----- DATA PROVIDED -----

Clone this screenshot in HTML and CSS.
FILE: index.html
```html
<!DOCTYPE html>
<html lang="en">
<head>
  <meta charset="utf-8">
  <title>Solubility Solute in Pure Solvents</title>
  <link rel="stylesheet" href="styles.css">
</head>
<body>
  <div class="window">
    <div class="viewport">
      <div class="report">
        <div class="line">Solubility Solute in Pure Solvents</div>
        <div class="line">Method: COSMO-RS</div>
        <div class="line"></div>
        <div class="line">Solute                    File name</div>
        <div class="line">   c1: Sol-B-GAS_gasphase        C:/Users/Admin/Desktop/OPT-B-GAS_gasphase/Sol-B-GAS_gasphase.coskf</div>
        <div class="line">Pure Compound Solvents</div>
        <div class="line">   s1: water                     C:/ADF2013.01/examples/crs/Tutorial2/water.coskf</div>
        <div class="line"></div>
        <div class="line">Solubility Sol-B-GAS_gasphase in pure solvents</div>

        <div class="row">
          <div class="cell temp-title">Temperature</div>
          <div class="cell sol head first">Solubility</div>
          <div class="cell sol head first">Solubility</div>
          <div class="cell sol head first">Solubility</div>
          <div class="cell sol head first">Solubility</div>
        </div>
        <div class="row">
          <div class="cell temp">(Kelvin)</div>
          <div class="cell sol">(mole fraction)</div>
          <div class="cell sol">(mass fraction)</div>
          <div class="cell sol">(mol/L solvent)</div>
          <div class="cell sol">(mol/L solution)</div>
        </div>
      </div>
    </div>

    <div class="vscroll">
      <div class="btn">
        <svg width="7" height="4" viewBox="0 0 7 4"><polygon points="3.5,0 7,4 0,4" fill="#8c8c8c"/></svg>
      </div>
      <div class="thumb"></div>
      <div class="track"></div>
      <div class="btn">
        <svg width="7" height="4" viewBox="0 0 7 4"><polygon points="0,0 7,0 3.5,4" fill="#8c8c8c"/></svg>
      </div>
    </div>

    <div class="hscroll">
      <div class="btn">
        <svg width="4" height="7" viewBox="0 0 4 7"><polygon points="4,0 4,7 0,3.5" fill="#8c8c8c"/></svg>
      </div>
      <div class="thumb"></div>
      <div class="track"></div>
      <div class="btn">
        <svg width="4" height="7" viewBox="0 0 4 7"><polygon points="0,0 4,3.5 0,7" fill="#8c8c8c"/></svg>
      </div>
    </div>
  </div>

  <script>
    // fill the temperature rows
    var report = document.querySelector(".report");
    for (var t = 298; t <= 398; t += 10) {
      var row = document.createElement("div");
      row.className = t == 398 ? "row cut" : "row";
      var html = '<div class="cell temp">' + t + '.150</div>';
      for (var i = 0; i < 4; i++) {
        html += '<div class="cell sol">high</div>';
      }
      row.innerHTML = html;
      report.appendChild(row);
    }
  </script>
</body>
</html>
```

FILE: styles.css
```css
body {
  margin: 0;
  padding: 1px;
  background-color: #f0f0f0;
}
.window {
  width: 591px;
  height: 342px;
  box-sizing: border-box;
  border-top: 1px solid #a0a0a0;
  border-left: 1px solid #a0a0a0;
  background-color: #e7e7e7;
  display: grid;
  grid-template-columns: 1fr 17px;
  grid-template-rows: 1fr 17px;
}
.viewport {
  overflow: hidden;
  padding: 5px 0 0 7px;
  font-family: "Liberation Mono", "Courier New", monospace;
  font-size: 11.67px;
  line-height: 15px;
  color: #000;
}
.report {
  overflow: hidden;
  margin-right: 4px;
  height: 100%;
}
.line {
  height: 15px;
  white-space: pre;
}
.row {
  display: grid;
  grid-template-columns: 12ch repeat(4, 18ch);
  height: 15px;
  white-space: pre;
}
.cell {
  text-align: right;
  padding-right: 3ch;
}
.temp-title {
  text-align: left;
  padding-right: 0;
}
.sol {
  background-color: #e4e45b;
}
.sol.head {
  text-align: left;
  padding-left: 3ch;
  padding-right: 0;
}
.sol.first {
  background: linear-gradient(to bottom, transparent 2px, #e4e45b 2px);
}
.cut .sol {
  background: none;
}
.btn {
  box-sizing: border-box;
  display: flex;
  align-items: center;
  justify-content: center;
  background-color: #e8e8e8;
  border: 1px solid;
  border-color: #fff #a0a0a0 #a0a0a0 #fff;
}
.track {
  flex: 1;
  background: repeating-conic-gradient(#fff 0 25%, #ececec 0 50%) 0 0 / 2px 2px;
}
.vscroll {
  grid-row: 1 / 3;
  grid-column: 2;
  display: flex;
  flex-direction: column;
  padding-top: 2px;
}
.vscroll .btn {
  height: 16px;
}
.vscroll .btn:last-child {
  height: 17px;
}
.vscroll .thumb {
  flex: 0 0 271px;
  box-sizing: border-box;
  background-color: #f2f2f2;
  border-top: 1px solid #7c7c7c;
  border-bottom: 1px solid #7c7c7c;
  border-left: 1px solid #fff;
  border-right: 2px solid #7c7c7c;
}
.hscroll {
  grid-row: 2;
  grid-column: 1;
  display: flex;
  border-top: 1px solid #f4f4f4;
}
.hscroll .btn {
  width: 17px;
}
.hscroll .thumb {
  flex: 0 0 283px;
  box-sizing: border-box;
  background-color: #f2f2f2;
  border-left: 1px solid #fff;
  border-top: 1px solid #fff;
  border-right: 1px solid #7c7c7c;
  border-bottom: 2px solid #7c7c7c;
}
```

-----
----- DATA PROVIDED -----

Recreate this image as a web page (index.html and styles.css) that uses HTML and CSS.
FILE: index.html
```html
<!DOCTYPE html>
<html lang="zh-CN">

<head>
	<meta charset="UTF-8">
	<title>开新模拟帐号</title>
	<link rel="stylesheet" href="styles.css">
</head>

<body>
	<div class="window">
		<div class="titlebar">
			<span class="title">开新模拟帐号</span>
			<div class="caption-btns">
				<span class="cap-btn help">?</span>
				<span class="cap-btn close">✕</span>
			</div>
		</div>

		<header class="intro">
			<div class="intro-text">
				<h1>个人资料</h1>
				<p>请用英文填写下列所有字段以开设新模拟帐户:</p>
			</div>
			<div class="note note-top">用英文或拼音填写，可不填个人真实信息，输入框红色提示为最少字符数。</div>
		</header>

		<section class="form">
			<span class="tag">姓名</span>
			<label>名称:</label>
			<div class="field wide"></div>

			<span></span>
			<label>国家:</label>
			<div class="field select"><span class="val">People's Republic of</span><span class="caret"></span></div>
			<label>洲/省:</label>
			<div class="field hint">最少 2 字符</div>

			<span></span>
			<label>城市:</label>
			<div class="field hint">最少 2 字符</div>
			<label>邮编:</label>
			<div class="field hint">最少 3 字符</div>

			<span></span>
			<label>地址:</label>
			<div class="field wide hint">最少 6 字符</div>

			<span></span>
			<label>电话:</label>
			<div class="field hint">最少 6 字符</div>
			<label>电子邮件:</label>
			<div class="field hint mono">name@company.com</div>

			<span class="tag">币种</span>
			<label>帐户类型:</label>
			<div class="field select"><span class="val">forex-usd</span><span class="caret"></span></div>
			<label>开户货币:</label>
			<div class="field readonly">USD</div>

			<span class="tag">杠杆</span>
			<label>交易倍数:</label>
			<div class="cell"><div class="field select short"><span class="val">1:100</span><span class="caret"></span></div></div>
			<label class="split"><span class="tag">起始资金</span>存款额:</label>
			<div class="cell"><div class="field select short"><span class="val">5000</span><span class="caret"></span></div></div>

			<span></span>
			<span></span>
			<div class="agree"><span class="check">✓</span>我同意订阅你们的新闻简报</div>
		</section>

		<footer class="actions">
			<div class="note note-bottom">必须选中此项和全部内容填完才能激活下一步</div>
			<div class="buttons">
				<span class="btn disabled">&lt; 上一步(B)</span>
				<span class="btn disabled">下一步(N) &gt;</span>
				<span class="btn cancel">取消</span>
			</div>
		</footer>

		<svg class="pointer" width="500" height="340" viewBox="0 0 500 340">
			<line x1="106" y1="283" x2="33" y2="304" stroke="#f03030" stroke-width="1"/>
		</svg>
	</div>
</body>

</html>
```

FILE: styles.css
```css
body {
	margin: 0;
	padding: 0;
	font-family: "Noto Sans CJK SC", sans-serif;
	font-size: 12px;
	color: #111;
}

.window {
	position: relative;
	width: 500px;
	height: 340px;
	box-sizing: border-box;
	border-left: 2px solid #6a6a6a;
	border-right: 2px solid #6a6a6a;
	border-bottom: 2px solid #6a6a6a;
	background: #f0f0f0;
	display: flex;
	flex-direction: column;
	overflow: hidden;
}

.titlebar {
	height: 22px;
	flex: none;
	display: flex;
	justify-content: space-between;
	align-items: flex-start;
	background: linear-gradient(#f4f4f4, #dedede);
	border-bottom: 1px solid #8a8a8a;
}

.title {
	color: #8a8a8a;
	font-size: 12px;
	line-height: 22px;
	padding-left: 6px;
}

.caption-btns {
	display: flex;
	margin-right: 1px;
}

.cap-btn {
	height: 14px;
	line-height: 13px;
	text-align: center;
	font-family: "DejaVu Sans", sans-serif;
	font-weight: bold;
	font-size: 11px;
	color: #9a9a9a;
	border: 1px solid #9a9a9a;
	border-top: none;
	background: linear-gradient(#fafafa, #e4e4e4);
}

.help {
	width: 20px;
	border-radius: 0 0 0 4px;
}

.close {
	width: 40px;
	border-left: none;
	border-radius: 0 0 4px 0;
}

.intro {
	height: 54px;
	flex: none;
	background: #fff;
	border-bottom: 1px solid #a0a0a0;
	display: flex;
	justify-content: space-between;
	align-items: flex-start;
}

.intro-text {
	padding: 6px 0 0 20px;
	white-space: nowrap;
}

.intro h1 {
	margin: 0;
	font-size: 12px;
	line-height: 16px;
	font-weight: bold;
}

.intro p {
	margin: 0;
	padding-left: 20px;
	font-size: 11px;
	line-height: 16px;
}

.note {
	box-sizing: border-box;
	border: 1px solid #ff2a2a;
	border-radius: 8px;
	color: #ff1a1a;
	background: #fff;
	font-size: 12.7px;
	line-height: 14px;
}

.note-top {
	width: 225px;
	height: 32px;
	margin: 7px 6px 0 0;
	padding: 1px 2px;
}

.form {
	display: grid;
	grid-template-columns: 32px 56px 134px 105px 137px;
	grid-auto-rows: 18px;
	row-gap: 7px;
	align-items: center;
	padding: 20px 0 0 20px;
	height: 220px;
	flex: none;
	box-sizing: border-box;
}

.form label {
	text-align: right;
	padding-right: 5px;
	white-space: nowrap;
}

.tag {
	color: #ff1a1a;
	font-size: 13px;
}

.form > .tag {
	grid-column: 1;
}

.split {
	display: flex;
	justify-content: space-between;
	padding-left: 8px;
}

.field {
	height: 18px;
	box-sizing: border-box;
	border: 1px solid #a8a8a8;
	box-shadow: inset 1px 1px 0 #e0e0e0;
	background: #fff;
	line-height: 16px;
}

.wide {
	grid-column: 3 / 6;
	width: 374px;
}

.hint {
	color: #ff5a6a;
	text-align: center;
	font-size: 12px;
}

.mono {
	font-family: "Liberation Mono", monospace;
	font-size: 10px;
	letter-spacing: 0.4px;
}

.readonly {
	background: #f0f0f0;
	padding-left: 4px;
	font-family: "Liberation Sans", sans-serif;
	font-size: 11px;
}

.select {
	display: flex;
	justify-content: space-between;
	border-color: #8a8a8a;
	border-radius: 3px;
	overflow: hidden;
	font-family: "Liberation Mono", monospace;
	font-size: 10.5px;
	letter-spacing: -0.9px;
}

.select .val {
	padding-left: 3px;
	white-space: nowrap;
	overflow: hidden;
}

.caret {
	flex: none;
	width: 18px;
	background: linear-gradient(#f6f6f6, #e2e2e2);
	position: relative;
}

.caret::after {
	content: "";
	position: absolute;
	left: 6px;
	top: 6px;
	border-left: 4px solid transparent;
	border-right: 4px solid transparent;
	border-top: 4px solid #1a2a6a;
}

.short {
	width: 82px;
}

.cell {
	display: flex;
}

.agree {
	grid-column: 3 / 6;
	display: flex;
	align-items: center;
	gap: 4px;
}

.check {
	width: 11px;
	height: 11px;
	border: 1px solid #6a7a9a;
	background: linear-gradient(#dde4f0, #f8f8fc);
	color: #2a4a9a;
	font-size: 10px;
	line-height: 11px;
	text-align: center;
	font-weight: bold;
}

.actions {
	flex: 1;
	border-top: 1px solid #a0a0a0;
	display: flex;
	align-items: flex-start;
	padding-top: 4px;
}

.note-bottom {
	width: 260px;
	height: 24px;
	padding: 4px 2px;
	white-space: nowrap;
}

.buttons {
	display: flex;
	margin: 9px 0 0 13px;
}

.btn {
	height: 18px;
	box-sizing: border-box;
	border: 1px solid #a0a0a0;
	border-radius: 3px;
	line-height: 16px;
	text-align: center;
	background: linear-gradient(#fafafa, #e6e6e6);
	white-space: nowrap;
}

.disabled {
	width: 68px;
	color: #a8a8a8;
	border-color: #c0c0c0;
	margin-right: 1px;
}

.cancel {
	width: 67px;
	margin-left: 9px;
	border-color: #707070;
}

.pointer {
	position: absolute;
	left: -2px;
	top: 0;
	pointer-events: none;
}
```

-----
----- DATA PROVIDED -----

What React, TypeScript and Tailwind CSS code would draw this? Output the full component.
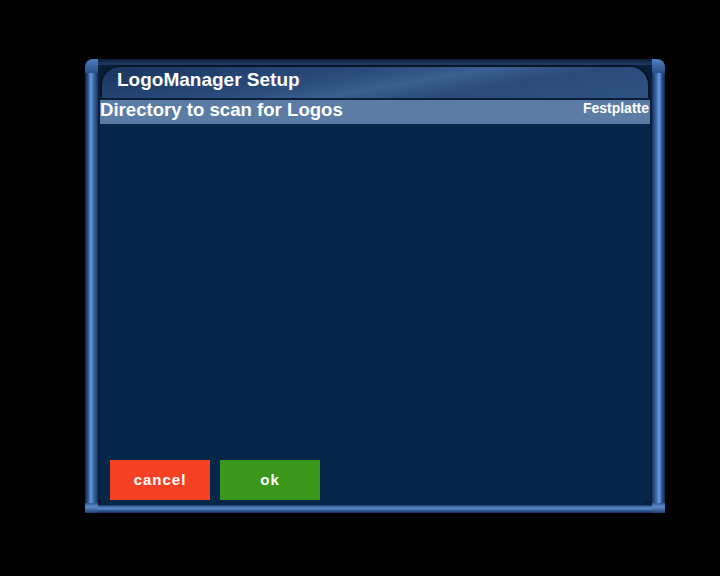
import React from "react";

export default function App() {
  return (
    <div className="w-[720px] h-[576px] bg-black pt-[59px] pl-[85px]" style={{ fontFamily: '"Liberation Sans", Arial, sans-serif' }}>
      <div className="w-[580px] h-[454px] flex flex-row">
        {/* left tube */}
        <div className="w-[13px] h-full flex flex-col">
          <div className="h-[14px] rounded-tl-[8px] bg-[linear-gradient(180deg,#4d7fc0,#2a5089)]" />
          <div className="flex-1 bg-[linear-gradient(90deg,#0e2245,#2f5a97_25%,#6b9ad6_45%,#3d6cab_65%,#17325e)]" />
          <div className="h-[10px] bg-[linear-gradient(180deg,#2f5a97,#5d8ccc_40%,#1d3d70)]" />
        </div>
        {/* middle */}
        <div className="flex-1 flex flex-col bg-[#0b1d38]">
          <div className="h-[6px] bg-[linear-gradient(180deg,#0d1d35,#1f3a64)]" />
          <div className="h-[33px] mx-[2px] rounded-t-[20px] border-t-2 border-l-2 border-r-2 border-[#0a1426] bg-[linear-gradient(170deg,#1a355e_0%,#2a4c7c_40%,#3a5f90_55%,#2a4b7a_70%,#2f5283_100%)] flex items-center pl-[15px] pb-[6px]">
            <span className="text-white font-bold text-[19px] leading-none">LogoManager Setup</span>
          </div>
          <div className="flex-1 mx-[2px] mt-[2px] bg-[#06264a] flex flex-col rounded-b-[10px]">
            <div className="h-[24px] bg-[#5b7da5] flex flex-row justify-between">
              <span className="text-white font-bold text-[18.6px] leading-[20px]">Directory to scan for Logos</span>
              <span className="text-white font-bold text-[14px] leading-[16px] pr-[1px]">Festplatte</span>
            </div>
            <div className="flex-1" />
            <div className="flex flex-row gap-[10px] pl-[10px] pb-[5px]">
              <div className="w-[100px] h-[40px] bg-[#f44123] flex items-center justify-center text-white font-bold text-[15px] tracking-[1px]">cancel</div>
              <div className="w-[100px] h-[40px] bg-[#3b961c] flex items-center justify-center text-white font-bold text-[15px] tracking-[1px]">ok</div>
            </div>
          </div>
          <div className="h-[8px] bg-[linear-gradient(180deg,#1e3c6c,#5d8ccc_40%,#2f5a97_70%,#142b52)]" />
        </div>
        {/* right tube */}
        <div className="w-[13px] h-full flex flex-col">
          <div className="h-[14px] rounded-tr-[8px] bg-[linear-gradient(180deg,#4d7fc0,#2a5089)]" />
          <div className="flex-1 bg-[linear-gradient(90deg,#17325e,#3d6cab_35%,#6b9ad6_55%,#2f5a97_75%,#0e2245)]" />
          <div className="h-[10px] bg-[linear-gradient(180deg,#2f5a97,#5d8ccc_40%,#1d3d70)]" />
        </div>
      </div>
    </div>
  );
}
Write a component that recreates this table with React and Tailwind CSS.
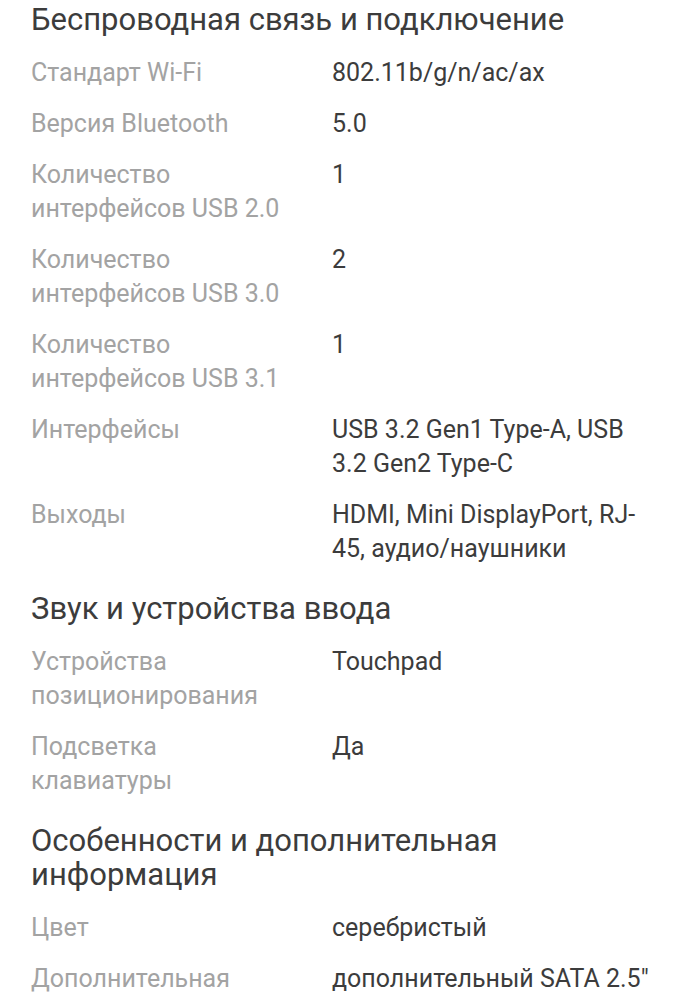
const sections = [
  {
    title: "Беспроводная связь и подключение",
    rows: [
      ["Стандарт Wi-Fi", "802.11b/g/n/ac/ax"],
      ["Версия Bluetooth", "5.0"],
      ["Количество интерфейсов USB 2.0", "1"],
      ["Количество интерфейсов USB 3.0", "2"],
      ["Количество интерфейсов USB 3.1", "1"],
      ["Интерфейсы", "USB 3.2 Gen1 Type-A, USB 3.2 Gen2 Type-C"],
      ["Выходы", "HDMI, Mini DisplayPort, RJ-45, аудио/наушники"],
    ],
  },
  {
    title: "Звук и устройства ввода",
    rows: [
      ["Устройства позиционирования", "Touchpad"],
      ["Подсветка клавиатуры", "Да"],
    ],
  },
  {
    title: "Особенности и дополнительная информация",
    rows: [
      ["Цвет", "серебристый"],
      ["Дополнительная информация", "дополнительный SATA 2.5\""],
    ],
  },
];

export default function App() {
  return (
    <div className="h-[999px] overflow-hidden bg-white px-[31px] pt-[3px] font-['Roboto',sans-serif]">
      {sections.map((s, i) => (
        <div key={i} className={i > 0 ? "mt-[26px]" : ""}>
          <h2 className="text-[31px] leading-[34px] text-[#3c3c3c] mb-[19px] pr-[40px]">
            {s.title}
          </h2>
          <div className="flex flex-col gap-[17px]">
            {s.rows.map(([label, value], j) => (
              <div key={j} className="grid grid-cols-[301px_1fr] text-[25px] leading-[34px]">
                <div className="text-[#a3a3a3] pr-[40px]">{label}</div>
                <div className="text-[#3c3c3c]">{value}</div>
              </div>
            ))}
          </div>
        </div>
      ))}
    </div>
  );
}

-----

### THE PROBLEM
Exactly the lines from the one with "What React, TypeScript" through the one with "import React from" are to be reproduced, and no pictures with them.

### ANSWER TO THE TASK
What React, TypeScript and Tailwind CSS code would draw this? Output the full component.
import React from "react";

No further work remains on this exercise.